The stakes are high with this document, known as a draft RFP. The space agency, publicly, has set an end date for the International Space Station of 2030. Although there is likely to be a two-year extension, time is still running short to build, test, and fly a vehicle as complex as a space station. NASA officials and the US Congress have both said they want to avoid a gap in having a human presence in orbit, and this has created considerable urgency about what comes next.

Nearly five years ago the space agency took a concrete step toward filling this gap, awarding funding to three companies to develop space station concepts. Previously, NASA had also provided $140 million to another space station company, Axiom Space. These Space Act Agreements were intended as a prelude to a second phase of the program, which would award substantially more funding to one or two more companies to proceed into the construction and launch of their space stations. But phase two of the program kept getting delayed, in part because Congress dithered on funding.

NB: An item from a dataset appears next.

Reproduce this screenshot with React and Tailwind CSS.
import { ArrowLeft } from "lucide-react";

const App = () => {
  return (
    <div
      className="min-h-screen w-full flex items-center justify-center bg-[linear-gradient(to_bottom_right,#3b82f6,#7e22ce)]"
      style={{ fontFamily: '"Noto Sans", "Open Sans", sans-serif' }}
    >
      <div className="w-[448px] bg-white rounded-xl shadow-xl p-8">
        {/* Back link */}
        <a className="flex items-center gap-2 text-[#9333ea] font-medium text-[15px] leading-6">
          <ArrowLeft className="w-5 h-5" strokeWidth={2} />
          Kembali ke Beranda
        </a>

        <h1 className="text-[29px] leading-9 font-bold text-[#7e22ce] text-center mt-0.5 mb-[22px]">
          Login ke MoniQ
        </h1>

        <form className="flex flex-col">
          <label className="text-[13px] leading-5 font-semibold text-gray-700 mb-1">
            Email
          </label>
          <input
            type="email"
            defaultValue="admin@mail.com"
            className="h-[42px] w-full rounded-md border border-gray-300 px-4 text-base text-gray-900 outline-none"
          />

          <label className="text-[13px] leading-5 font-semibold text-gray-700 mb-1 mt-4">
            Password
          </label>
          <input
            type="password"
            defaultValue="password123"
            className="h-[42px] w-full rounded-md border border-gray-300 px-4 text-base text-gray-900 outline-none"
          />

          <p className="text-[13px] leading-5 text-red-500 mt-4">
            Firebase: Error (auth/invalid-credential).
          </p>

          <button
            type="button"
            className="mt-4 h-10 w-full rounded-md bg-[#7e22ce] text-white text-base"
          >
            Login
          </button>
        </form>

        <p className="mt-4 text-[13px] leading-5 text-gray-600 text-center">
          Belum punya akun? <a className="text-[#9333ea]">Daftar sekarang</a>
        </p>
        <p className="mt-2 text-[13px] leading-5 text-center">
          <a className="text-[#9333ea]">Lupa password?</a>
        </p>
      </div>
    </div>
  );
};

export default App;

Then, about a year ago, the interim administrator of NASA, Sean Duffy, issued a “directive” that indicated to the private companies that the rules of the game were going to be changed due to a budget shortfall. Only months later, however, it became clear this directive would not stick. In January, a key Senate staffer resorted to “begging” NASA to release the draft RFP. Then, in March, NASA suggested it may reshuffle the rules again by building a “core module” for the private space stations to dock to.